What you will do:
Give the number of lines that hold the string "components". Nothing else is needed.

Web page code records

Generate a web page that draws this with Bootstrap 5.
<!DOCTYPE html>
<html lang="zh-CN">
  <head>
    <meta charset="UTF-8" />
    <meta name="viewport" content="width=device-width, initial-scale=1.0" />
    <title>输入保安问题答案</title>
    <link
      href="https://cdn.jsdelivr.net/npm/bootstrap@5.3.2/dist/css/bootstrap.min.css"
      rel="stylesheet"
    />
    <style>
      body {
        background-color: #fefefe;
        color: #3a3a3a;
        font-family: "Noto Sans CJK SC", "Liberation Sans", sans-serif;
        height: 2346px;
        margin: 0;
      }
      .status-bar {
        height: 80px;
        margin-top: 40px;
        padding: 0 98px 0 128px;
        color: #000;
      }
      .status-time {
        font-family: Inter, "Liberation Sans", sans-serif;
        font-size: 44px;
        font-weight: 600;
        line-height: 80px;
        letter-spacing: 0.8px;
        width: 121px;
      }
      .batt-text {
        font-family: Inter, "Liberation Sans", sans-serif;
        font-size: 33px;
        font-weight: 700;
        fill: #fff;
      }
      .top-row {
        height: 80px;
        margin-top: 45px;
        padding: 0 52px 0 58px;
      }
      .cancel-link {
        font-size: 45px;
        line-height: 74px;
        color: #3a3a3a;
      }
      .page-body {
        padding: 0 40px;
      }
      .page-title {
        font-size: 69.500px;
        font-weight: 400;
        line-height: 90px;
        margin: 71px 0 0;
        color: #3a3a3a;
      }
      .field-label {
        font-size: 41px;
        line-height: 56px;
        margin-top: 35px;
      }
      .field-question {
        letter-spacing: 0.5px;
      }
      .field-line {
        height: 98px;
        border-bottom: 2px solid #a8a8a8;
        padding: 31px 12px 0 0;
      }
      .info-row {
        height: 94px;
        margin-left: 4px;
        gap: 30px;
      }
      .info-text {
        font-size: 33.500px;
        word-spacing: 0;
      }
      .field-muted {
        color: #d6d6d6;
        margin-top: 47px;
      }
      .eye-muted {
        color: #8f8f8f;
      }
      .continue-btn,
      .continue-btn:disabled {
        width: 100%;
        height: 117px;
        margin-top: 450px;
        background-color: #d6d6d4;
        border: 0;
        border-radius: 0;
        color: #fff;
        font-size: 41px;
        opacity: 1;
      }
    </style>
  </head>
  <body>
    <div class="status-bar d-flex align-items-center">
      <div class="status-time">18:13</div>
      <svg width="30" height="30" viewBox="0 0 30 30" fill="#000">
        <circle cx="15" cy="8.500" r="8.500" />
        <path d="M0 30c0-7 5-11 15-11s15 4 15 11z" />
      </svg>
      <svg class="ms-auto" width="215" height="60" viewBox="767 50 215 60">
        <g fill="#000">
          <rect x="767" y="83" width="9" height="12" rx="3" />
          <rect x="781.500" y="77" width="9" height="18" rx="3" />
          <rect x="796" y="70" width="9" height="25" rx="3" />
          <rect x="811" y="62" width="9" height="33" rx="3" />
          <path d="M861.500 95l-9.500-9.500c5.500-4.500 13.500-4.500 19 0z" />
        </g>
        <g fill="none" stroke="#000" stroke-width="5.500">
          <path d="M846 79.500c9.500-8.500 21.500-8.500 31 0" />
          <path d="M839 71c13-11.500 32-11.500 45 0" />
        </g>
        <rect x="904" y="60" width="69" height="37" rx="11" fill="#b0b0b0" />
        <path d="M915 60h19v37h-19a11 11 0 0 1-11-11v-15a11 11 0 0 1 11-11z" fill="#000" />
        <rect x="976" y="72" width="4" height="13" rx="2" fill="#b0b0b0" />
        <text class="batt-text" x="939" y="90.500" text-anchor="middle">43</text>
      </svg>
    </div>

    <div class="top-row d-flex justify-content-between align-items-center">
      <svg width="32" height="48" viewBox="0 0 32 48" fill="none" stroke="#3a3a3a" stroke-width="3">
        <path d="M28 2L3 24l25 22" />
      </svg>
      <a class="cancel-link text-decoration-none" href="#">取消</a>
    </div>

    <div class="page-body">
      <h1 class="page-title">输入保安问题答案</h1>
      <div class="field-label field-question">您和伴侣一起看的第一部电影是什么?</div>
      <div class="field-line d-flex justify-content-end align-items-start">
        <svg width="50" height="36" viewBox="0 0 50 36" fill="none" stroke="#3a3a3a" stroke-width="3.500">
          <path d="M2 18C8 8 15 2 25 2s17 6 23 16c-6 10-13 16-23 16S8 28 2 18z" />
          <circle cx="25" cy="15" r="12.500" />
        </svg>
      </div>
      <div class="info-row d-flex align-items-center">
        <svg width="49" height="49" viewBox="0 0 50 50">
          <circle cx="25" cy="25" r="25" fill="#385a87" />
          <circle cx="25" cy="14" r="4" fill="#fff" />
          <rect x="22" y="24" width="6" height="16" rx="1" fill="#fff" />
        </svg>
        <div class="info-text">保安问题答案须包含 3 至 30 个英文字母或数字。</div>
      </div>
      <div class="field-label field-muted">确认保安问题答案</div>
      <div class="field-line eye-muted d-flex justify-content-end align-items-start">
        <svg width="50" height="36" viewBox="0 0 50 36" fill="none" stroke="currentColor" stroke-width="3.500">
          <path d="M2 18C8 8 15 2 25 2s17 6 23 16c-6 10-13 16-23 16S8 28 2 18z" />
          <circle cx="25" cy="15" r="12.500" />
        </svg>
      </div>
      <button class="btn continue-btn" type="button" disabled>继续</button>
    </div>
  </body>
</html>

---

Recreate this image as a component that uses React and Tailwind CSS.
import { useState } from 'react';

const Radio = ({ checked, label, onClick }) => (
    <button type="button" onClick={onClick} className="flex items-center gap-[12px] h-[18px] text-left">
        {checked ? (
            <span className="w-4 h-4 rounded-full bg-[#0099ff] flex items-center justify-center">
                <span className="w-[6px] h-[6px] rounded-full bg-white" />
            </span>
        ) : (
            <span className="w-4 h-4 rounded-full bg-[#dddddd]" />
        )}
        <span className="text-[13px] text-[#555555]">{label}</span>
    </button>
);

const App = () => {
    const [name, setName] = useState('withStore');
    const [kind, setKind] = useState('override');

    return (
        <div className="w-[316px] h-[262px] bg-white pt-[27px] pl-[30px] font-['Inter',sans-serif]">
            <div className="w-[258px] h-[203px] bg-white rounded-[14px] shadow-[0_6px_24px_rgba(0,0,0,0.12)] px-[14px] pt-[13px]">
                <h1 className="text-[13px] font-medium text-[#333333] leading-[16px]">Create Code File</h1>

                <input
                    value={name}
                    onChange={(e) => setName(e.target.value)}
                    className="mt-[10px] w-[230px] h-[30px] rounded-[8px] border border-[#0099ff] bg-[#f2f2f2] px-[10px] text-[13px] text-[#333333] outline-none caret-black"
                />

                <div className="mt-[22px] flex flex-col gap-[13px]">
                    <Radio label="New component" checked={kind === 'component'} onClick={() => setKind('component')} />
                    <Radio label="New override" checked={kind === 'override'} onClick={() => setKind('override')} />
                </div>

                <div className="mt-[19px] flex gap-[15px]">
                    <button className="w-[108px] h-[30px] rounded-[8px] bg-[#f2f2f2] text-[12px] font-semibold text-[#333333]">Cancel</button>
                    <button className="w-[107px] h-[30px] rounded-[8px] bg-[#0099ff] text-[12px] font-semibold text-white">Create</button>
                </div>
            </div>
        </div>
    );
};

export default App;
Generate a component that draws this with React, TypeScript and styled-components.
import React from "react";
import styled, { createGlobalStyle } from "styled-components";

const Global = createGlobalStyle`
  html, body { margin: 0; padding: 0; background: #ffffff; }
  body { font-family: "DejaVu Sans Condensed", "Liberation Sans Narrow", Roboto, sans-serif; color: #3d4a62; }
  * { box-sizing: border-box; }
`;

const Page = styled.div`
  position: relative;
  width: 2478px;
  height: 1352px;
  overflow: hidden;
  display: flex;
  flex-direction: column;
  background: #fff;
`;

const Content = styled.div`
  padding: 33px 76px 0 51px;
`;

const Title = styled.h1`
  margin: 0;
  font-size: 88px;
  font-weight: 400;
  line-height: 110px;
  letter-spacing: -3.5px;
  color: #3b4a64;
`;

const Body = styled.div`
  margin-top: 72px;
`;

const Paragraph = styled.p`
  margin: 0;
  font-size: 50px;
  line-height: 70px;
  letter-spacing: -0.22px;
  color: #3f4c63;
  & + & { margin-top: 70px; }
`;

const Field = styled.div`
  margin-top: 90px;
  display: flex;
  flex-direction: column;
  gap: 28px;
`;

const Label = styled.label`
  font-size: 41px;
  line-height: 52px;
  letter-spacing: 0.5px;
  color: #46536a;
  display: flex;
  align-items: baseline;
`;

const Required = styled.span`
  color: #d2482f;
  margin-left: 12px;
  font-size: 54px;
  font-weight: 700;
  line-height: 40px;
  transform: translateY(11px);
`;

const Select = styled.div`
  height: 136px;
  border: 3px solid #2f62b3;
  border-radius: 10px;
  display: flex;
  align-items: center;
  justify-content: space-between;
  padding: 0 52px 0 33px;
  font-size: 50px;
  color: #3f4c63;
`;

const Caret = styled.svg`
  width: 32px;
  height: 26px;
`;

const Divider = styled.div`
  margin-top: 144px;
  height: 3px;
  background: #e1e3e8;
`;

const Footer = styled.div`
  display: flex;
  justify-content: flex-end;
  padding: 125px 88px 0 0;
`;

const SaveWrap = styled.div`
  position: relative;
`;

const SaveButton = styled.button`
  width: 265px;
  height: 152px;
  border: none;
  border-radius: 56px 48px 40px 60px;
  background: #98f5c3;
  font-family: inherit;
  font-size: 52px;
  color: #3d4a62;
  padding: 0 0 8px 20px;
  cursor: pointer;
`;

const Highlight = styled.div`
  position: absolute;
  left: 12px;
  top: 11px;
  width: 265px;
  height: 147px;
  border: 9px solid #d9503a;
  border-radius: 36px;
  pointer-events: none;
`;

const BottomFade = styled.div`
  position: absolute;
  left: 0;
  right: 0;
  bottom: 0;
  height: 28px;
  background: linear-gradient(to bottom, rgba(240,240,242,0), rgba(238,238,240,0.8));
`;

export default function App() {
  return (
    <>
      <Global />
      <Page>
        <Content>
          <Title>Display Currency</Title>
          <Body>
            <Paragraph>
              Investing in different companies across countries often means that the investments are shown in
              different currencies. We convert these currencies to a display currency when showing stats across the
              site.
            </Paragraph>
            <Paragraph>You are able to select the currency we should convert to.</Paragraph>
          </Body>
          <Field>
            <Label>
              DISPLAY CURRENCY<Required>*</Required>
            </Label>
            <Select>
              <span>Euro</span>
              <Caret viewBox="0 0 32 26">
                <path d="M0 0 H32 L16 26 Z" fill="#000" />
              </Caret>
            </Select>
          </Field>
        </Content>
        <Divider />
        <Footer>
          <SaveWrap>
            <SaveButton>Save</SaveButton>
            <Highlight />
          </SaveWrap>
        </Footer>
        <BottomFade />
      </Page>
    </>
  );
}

Final answer:
2